1. The first is to be _girded_. I have more to do in my life, and naturally so, with young men and boys than I have with girls and women, but that very reason gives me an added authority in speaking to you, because I know what their difficulties are. I speak, constantly, to as many young men as there are of you girls; I say, knowing what difficulty they have at their age to control their passions, that it is like ruling a horse. A horse is a splendid servant, but a vile master. When you have got the bit in your horse's mouth and the reins in your hand, a horse is a splendid servant; but let him off at full gallop, with the reins round your feet and the bit in his teeth, then he is a terrible master. So it is with the boys. They have got to be on the horse with the reins of GOD's Commandment in their hands, and the bit of self-control in the mouth, then their bodies are glorious servants. What you young girls as priests have got to do is to help those boys and young men in the very flower of their lives not to do anything which is afterwards a stain upon their conscience. You can rally round them and, if you are young priests, can help them.

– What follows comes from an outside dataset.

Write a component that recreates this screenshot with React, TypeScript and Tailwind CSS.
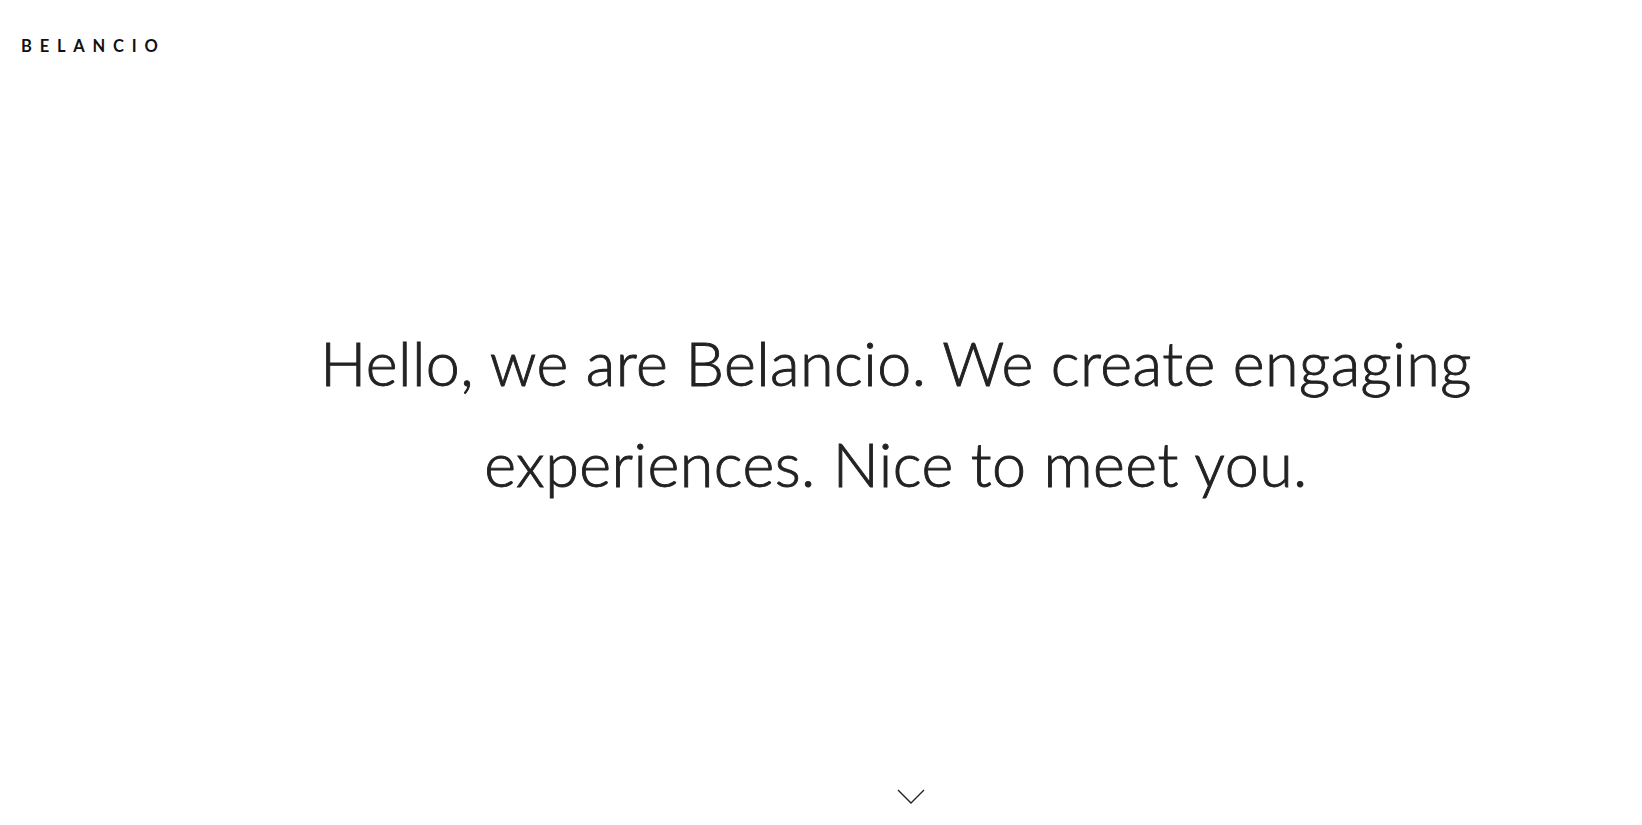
import { useState } from "react";

function ScrollHint() {
  return (
    <svg width="28" height="15" viewBox="0 0 28 15" fill="none" className="text-[#222]">
      <path d="M1 1L14 14L27 1" stroke="currentColor" strokeWidth="1.4" />
    </svg>
  );
}

export default function App() {
  const [hover, setHover] = useState(false);

  return (
    <main
      className="flex h-[825px] w-full flex-col bg-white text-[#222]"
      style={{ fontFamily: "Lato, 'Noto Sans', sans-serif" }}
    >
      <header className="px-[21px] pt-[36px] leading-[20px]">
        <a href="#" className="text-[16.5px] font-bold tracking-[7.8px] text-[#111]">
          BELANCIO
        </a>
      </header>

      <section className="flex flex-1 flex-col items-center pl-[150px]">
        <h1 className="mt-[256px] text-center text-[61px] leading-[101px] font-light tracking-[0.45px] [-webkit-text-stroke:0.9px_#222]">
          Hello, we are Belancio. We create engaging
          <br />
          experiences. Nice to meet you.
        </h1>

        <button
          className="mt-auto mb-[21px] ml-[30px] cursor-pointer"
          onMouseEnter={() => setHover(true)}
          onMouseLeave={() => setHover(false)}
          aria-label="Scroll down"
        >
          <span className={hover ? "opacity-60" : ""}>
            <ScrollHint />
          </span>
        </button>
      </section>
    </main>
  );
}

There are three things of priceless value a young girl has on her side in doing this. The first is her natural modesty. Why are we so afraid of bad companions breaking down a girl's modesty, and why are we so afraid of rough horseplay soiling the purity of her soul? Because it is spoiling her first great gift, her first great power. It is just that naturally beautiful modesty a girl possesses with which she is meant to help every young man. That modesty is meant to help her to be self-controlled, and to help him to be so too. Then she has a most wonderful power of self-sacrificing love. I say to the young men, "Never take advantage of the trusting love of a girl"; but to you I say, you have that beautiful power of true love. It is that power of sacrifice and self-sacrificing love which is your great asset to the world. Never soil it, and never spoil it, or let it be dragged down by anyone. And you have a naturally religious nature. Those three things, those three splendid things, you have got with which to gird yourselves. Allow anyone to rob you of them, and you have lost your strength. Keep them and you have the first great quality of a true priest of GOD. Gird yourselves with modesty, unselfish love, and natural and supernatural religion.
2. And when the young priest has so girded herself, the next thing she has to do in discharge of her priestly office is to _offer up every day an oblation of prayer and praise to_ GOD. He is looking for it every day. Do you remember the story contained in a poem by Browning of a cobbler boy who used to praise God at his work every day? He was wafted away to another sphere, and there was silence in the workshop, and GOD said, "I miss my little human praise."
Make then your second resolution, that, having girded yourself, you will never fail to offer to God this sweet incense of prayer and praise, and do it perfectly openly. Don't be ashamed of it being known you do it.